Which lines have the string "components"? Copy all of them from the entries below.
[Begin DATA SUPPLIED]
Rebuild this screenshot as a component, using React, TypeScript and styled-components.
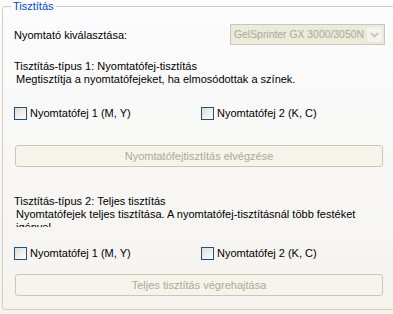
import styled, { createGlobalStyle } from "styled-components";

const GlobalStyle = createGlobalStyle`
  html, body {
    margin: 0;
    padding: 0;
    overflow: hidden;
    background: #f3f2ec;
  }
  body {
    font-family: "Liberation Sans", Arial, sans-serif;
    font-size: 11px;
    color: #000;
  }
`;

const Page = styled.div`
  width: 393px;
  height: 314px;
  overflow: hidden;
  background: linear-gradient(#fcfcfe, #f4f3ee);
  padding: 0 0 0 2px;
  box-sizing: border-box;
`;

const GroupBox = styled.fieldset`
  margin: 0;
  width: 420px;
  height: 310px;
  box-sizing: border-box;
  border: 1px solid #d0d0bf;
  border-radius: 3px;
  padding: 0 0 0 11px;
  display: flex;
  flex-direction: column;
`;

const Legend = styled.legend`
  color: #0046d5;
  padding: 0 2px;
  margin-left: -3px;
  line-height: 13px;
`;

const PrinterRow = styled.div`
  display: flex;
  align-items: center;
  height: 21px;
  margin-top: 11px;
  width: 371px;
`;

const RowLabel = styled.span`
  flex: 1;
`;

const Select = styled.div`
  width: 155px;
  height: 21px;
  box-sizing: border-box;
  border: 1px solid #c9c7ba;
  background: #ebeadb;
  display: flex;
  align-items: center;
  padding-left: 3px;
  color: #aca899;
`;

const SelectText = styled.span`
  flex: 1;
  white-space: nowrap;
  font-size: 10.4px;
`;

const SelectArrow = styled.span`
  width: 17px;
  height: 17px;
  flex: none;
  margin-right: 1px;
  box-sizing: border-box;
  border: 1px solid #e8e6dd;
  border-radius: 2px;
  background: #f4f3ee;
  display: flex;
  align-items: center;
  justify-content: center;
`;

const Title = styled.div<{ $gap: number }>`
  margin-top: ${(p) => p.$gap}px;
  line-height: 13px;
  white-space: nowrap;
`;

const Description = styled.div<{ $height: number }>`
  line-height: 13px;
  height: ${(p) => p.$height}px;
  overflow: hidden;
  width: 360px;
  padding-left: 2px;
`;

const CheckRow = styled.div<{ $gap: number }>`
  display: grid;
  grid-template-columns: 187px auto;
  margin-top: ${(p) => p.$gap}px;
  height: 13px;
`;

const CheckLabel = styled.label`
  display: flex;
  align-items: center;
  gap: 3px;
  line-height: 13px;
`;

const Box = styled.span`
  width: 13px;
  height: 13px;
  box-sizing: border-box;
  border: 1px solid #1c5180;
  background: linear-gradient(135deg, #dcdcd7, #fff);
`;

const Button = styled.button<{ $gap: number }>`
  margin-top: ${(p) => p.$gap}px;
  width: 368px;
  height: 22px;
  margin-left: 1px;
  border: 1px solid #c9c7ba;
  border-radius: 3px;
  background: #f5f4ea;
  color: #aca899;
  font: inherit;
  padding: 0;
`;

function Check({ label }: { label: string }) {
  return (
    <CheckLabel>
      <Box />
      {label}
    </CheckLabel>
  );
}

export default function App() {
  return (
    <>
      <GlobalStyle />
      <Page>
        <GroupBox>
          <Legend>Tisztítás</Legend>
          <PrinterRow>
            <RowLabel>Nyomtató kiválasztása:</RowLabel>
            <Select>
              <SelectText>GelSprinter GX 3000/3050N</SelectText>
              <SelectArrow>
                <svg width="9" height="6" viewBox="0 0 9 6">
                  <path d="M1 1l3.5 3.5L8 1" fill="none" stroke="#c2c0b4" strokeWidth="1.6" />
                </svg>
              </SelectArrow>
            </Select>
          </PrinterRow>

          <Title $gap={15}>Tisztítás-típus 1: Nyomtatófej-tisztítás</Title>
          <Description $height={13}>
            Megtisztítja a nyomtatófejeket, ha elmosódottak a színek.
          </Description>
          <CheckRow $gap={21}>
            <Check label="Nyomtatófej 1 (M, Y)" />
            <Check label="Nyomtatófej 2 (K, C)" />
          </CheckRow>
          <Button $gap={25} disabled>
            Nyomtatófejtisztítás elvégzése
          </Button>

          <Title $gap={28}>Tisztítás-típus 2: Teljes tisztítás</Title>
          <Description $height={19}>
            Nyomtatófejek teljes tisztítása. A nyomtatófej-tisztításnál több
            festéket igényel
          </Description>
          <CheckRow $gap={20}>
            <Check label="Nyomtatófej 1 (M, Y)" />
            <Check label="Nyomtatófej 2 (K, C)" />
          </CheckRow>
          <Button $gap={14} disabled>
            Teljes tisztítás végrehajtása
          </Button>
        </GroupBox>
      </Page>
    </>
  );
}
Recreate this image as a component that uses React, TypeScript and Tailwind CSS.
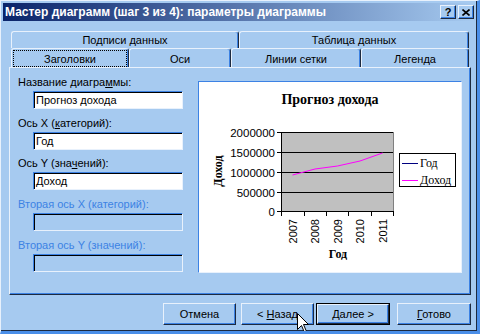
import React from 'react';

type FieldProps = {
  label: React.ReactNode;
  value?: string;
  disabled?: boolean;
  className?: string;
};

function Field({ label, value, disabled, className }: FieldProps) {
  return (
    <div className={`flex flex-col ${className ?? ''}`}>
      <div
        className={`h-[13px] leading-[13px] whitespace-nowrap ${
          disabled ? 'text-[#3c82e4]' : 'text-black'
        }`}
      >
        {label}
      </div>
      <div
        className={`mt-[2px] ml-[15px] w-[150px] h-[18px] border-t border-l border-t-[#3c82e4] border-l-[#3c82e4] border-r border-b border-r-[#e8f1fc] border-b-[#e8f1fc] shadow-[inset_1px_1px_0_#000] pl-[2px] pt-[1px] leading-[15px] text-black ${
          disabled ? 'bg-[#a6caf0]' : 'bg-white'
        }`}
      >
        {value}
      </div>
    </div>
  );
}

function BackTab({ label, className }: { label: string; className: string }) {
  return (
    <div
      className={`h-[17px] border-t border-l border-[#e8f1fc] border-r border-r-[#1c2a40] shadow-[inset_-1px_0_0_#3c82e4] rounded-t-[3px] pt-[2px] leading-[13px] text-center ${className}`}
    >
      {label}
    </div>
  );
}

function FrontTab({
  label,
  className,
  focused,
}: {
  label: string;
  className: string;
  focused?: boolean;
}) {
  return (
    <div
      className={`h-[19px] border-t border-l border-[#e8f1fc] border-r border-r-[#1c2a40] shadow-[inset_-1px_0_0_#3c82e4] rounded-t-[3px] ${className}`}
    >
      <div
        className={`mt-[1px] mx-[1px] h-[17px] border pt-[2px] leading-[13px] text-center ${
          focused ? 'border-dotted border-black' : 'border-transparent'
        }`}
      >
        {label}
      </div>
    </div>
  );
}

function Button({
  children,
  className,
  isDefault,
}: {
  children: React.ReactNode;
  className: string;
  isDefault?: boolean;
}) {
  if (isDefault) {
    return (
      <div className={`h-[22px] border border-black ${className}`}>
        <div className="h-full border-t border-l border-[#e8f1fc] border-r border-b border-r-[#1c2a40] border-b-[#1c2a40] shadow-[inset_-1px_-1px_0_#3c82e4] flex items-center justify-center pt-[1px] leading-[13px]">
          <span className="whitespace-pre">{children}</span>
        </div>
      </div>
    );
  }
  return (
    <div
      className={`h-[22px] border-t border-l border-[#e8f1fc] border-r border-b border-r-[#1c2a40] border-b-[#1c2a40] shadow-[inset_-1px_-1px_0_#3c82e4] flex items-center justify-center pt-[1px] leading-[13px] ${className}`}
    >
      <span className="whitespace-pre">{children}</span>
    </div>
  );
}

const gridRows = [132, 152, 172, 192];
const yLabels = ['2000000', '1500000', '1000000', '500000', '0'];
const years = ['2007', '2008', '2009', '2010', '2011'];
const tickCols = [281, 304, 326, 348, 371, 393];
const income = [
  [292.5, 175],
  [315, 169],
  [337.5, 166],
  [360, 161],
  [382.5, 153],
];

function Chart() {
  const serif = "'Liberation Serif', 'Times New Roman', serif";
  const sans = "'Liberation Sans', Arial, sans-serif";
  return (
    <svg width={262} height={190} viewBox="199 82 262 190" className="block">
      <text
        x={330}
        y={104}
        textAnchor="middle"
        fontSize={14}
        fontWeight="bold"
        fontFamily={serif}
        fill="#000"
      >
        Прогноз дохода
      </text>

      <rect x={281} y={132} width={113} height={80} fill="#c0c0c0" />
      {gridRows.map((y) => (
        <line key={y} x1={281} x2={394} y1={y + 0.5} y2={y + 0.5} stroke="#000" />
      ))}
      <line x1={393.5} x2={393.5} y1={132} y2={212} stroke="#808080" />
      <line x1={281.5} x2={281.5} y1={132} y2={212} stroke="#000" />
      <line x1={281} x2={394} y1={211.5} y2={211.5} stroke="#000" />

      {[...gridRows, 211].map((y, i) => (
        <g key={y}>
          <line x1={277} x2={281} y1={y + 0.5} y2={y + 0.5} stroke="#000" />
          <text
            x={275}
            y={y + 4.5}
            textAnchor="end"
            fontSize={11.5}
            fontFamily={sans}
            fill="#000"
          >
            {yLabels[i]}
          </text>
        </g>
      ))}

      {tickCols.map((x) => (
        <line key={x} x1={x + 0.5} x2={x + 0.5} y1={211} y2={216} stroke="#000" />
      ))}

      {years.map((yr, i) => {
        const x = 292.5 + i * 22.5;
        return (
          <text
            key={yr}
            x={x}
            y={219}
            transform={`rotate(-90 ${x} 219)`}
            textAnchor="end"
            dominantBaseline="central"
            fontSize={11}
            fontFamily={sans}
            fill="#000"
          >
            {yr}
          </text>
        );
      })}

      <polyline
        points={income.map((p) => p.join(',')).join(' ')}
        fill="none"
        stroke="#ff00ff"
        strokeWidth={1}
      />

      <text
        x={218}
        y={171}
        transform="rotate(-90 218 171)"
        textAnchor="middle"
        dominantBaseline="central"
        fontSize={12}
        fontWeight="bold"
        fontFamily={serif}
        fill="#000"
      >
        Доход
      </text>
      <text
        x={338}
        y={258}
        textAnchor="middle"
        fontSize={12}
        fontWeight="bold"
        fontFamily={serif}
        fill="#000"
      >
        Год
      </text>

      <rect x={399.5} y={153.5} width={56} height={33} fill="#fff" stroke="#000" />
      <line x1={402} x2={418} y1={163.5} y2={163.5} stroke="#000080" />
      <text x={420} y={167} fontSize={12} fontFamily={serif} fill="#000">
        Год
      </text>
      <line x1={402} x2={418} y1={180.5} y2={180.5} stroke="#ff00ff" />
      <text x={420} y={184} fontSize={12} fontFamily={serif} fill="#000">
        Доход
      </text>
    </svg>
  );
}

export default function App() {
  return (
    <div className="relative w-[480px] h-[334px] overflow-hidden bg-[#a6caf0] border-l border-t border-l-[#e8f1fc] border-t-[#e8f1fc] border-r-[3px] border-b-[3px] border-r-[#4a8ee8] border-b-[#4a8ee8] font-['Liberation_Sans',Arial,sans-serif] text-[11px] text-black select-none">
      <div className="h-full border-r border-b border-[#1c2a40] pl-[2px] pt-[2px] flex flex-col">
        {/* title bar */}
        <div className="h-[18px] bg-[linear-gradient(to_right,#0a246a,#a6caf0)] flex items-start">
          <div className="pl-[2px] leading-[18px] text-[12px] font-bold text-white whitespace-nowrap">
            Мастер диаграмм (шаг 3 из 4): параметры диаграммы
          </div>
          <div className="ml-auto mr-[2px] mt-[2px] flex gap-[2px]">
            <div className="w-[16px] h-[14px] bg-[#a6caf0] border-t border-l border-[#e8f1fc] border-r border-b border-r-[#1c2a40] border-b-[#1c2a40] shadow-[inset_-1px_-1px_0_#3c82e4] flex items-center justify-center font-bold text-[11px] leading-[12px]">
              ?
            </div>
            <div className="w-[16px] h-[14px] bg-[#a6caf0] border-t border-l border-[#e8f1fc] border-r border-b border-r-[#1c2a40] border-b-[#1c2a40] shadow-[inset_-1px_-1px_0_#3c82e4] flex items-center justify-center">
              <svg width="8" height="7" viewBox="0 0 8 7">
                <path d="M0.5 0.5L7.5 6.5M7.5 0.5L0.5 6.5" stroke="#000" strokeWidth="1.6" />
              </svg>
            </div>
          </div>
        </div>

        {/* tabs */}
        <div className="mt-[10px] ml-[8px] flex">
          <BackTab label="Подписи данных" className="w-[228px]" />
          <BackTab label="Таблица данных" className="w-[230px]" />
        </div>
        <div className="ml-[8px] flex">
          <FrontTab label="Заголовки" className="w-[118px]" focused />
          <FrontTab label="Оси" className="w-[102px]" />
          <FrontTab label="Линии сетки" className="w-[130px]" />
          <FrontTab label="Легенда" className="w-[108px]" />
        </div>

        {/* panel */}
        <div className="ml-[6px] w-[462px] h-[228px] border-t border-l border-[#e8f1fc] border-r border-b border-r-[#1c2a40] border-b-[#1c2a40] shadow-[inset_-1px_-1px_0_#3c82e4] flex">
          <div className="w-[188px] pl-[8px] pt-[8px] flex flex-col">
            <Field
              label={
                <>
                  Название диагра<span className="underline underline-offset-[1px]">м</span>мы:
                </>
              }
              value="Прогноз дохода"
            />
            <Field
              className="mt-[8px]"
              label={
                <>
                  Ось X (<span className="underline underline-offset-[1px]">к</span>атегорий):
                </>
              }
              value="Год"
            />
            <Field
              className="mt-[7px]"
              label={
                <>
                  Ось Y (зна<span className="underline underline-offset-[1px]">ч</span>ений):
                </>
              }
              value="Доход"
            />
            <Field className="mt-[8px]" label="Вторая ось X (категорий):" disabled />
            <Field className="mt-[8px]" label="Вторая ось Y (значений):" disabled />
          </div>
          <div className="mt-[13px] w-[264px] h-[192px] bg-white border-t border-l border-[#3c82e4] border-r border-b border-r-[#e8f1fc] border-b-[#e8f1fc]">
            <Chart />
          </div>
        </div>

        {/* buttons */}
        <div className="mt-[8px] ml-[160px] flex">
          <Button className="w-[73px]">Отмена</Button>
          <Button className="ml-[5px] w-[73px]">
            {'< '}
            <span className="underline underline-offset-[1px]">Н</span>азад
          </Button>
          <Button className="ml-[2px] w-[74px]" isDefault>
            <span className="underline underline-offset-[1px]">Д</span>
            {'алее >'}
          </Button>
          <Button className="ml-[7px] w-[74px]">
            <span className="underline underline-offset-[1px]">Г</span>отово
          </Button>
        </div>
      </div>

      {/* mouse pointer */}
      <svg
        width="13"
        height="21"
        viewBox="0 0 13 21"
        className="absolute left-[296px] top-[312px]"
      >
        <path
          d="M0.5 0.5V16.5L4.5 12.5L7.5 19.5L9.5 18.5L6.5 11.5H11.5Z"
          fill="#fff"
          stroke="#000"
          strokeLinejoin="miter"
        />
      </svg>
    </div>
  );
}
[End DATA SUPPLIED]
RESPONSE TO THE TASK:
Rebuild this screenshot as a component, using React, TypeScript and styled-components.
import styled, { createGlobalStyle } from "styled-components";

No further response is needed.